You see, God's plan of salvation was not an afterthought. When Adam and Eve sinned, God didn't sit down and wring His hands and say, "Oh, what am I going to do now?" He had everything planned. Jesus Christ was the Lamb slain from before the foundation of the world. He had everything planned. Salvation is not some postscript that God has written. He knew what He was going to do. Now, before ever I did anything good or bad, God had chosen me. You say, "How do I know if I'm one of God's chosen people? How do I know if I'm one of God's elect?" If you've trusted Jesus Christ as your Savior, if you have responded to His call to come and be saved, and you've trusted Him, you're one of His elect. This means you can't ever lose your salvation. Because if God chose you before you did anything bad, or anything good, what can you do now that will ever change that? Your salvation is rooted in eternity, in the eternal plan of God. It's not something that's wrapped up in this world or in your good deeds or your bad deeds.

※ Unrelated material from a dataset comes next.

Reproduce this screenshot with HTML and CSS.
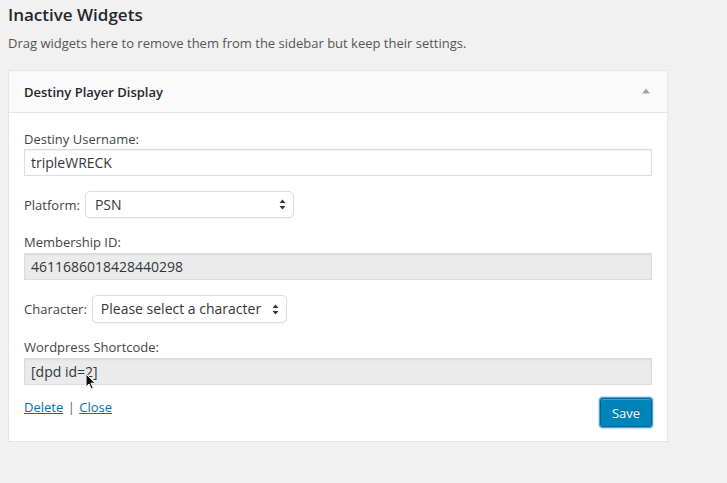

"According as he hath chosen us in him before the foundation of the world." Now, before we leave this particular verse, let me make something clear. All three persons of the Godhead are involved in your salvation: God the Father, God the Son, God the Holy Spirit. The Apostle Peter makes this very clear in 1 Peter 1:2. Talking about the Christian, he says, "elect according to the foreknowledge of God the Father, through sanctification of the Spirit, unto obedience and sprinkling of the blood of Jesus Christ." My salvation involved the Father, the Son, and the Holy Spirit. Let me put it this way: As far as God the Father is concerned, I was saved when He chose me in Christ before the foundation of the world. But that didn't save me. As far as God the Son is concerned, I was saved when He died for me on the cross. But that didn't save me. As far as God the Holy Spirit is concerned, I was saved on May the 12th, 1945, about 8:45 in the evening, when the Holy Spirit of God spoke to my heart, convicted me of my sin, and I received Jesus Christ as my Savior. When I yielded to the promptings of the Holy Spirit, then that which God the Father had done, and that which God the Son had done became real in my life.

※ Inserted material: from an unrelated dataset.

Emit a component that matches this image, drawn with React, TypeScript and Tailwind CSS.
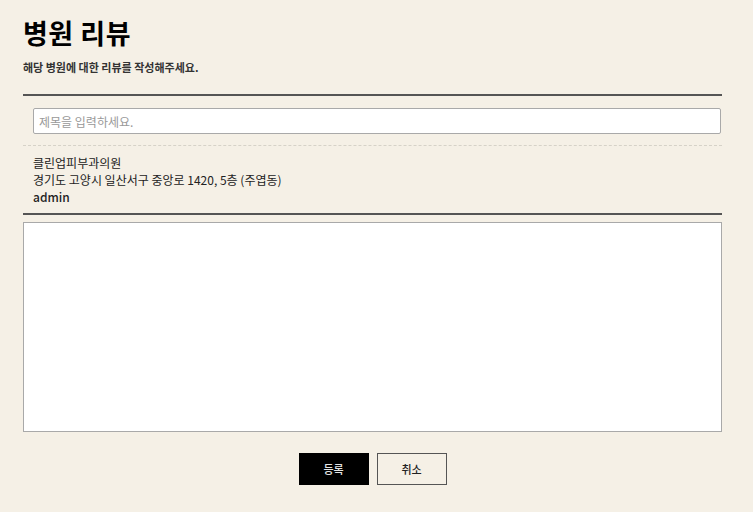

Jesus puts these two truths together in John 6:37 when He says, "All that the Father giveth me shall come to me." That's election. But He goes on to say, "and him that cometh to me I will in no wise cast out." That's man's choice. Someone has well said, "Try to explain election and you'll lose your mind. Try to explain it away and you'll lose your soul."
Now, the reason people rebel against election is because they don't want to believe in the sovereignty of God. God is sovereign. God doesn't need your help or my help. God is all-powerful. God is all-knowing. People don't want to believe in God's grace. God's grace means God does for us what we don't deserve. Do I deserve to be saved? Of course not. God could have bypassed me and saved somebody else, and I couldn't say one word about it. The whole world is condemned. Everyone deserves to be lost. No one deserves to be saved. God could save one person, and no one could argue about it. That's grace. That's grace. God in His grace wants to save you today. And after you're saved, you'll look back and find out that you were chosen in Christ before the foundation of the world.
Now, notice that this choosing had a purpose behind it. Ephesians 1:4, "According as he hath chosen us in him before the foundation of the world, that we should be holy and without blame before him in love." Why did God choose me? Because I was holy? No. Because I was blameless? No. Because I did love Him? No. He chose me that He might change me and make me holy. Another word holy simply means set apart, a saint. Without blame. This means that my motive and my attitude is right. I'm blameless. I don't go around doing things that are wrong. Before him in love. That my life might be a life of holiness and love to the glory of God.
This then is the doctrine of election. The first spiritual blessing I have is that I have been chosen in Christ before the foundation of the world. Now, before we move into the next lesson, which will take up verse 5 on predestination and adoption, two words that are so greatly abused, my, how many people read the wrong idea into both predestination and adoption there in verse 5. But before we move on, let me ask you this: Are you trusting in the grace of God? Now, I know people don't like election. The world today wants to believe that man is good and man can save himself. Romans 3 makes it very clear, man cannot save himself, and man does not want to save himself. Basically, human nature is opposed to God. It's at enmity with God. There's a warfare going on. And the only way anybody ever can be saved is by grace. And today I'm proclaiming to you the grace of God. I'm saying to you on the authority of the Word of God that Jesus Christ died for your sins on the cross. That the only thing keeping you from coming to the Lord Jesus Christ today, He died for all, says 1 Timothy 2:6. The only thing keeping you from coming today is your refusal to acknowledge the grace of God. Will you admit today that you are lost, that you are a sinner, that you don't deserve to be saved? Will you rejoice today in the grace of God in that He has sent this message out to call you? We're calling you today in the name of the Lord Jesus Christ, just as they called blind Bartimaeus centuries ago. We're calling you to come to Jesus Christ. And after you've come, you'll discover He has chosen you in Christ, and you never, never will be lost again.
Our Father, we thank Thee for the precious truth that Thou art calling people today. That the Holy Spirit of God is calling out people to be saved. May someone respond to the message today and come to Christ, for we pray in His name. Amen.